Online play and in-game experience

These days, most of my online playing is done in coop, I rarely play even death match against strangers. That said, I do still try to play online most weekends, so I can make some comments about the state of PC multiplayer gaming.

It’s interesting that the open nature of the PC, one of its greatest strengths, can also be a weakness too. This is particularly true when we look at in-game overlays for PC games. Like the modern games consoles, most PC games support in-game overlays of one kind or another. These overlays give you access to features from within your game, such as voice chat, instant messaging, friend tracking, a simple web browser and various other functionality.

Play a game on your Xbox or Playstation console, and the in-game experience is standardised. As long as your friends play on the same type of console as you, you can expect the online experience to be pretty smooth. This is particularly true on the Xbox 360 where the Xbox live service makes it especially easy to communicate and organise gaming sessions. Admittedly the in-game dashboards on the consoles are somewhat limited compared to those on the PC, but that’s only part of the story.

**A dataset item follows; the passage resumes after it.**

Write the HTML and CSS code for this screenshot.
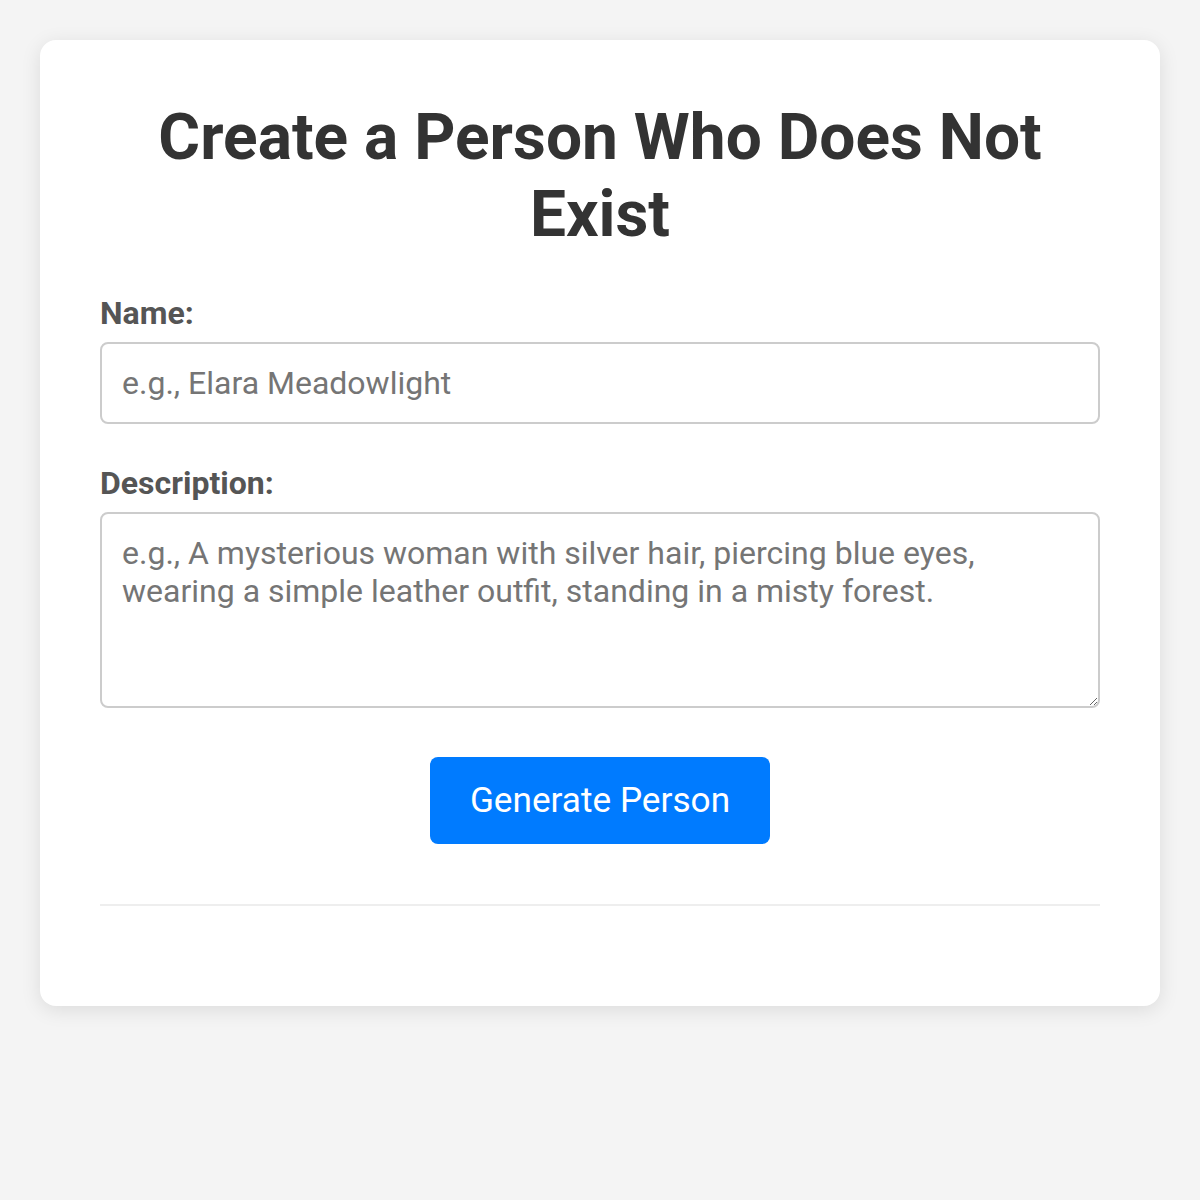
FILE: index.html
```html
<!DOCTYPE html>
<html lang="en">
<head>
    <meta charset="UTF-8">
    <meta name="viewport" content="width=device-width, initial-scale=1.0">
    <title>Create a Person Who Does Not Exist</title>
    <link rel="stylesheet" href="styles.css">
</head>
<body>
    <div class="container">
        <h1>Create a Person Who Does Not Exist</h1>

        <div class="form-group">
            <label for="name">Name:</label>
            <input type="text" id="name" placeholder="e.g., Elara Meadowlight">
        </div>

        <div class="form-group">
            <label for="description">Description:</label>
            <textarea id="description" rows="4" placeholder="e.g., A mysterious woman with silver hair, piercing blue eyes, wearing a simple leather outfit, standing in a misty forest."></textarea>
        </div>

        <div class="actions">
            <button class="btn" id="generateBtn">Generate Person</button>
        </div>

        <div class="result" id="result">
            
        </div>
    </div>
</body>
</html>
```

FILE: styles.css
```css
body {
    font-family: Roboto, Arial, sans-serif;
    background-color: #f4f4f4;
    color: #333;
    margin: 0;
    padding: 40px;
}
.container {
    background: #fff;
    border-radius: 16px;
    box-shadow: 0 4px 20px rgba(0, 0, 0, 0.1);
    padding: 60px;
}
h1 {
    font-size: 64px;
    line-height: 1.2;
    text-align: center;
    color: #333;
    margin: 0 0 40px;
}
.form-group {
    margin-bottom: 40px;
}
.form-group label {
    display: block;
    font-size: 32px;
    font-weight: bold;
    color: #555;
    margin-bottom: 10px;
}
.form-group input,
.form-group textarea {
    display: block;
    width: 100%;
    box-sizing: border-box;
    font-family: Roboto, Arial, sans-serif;
    font-size: 32px;
    color: #333;
    padding: 20px;
    border: 2px solid #ccc;
    border-radius: 8px;
}
.form-group input {
    height: 82px;
}
.form-group textarea {
    height: 196px;
    resize: vertical;
}
.form-group input::placeholder,
.form-group textarea::placeholder {
    color: #757575;
}
.actions {
    text-align: center;
    margin-top: 49px;
}
.btn {
    background: #007bff;
    color: #fff;
    font-family: Roboto, Arial, sans-serif;
    font-size: 35.2px;
    padding: 0 40px;
    border: none;
    border-radius: 8px;
    cursor: pointer;
    height: 87px;
}
.btn:hover {
    background: #0069d9;
}
.result {
    margin-top: 60px;
    padding-top: 40px;
    border-top: 2px solid #eee;
}
```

Compared to the online experience on consoles, things aren’t so straightforward on the PC. Typically you will have to deal with several overlays. The main three being Raptr, Steam and Xfire.

Starting with Xfire first, this was the best and most feature complete overlay. Typically it supports more games than the competition and has advanced features like video recording. It also has superb voice-chat support with full support for headsets such as the Xbox 360 headset. Sadly, Xfire’s newest owners seem hell bent on ruining the service. First by closing the community forums then by redesigning the client into something nobody particularly liked. The Xfire website is a mess, with dead links everywhere and it really feels like the service is stagnating. Luckily the old, classic client can still be downloaded and this is certainly the one to recommend.

Then there’s Raptr, a service that is going from strength to strength. Raptr offers a great set of features on its in game overlay, including the ability to track friends on games consoles as well as PC while you play. Bizarrely however, the Raptr client has no support for voice chat whatsoever, curiously omitting a feature that most users take for granted on other platforms.

Finally, there’s Steam. The Steam overlay obviously only works with Steam games. it includes a browser and messaging facilities that work with other Steam users only. It also has somewhat limited voice support, with no proper support for headsets. Start a voice conversation with another Steam user while using your Xbox headset, for instance, and their voice will play through the TV or monitor speakers, rather than your headset, typically creating a horrible echo effect.

There are of course other systems too. Programs like Game Ranger are tailored to running older games. Blizzard has their own system with Battle Net and Teamspeak, Skype and/or Jitsi are preferred for voice chat by some gamers.

The net result of this is that you will frequently need to run two or more overlays in order to access all the functionality you want. You will also need to organise with your friends which service to use. A far cry from the smooth experience you should get on a games console.

Once you have made it over these hurdles however, online gaming on PC typically works smoothly. As you might expect it works more smoothly in some games than others. Playing Orcs Must Die! 2 for instance has been somewhat hit and miss in some sessions and completely stable in others.

LAN play is available on several PC games too, while some require you to connect through Steam even when playing with another PC in the house. LAN play can actually be more complicated than internet play sometimes, requiring firewall settings to be changed which can be daunting for the average user.

System maintenance

It’s worth briefly mentioning system maintenance here before we wrap the article up. Some users still insist that Windows requires regular maintenance. Running several Windows PCs in the house, I can safely say this is, for the most part, false. You do not need to run registry cleaners (they do more harm than good usually), manually defragment your hard drive or any of the typical day to day maintenance tasks you may have needed to do in the past. That’s not to say that issues don’t arise. The PC is a multi-purpose machine after all. I have faced random resets (due to me changing something I shouldn’t have done in my computers BIOS), a Windows update that stuck the machine in a constant restarting loop (eventually this resolved itself) and as if just to prove a point, a problem with corrupt hard drives that I had to solve just prior to Christmas (turns out this was due to a faulty controller or driver). Hardware failures happen on consoles too of course, but when you have built a system yourself, pin-pointing the point of failure can be frustrating and time consuming. Buy a pre-built machine with a warranty and this is much less of an issue.


Certainly the PC platform isn’t without its drawbacks, but for anyone heavily invested in gaming, the PC is really the must-have platform. We haven’t even touched on other exciting features such as extensive backwards compatibility (the only next gen platform to not only play older games but enhance them too in many cases) and emulation (often tricky to get working but very rewarding). It’s fair to say that the convenience factor that games consoles have over PCs hasn’t gone away, but it has certainly diminished. Consoles clearly still have a market, but for those of us for whom gaming is a passion as well as a hobby, a gaming PC is the platform to have. If you are still on the fence, theres really never been a better time to dip your toes into the warm waters of PC gaming, even if you can only afford a modest machine.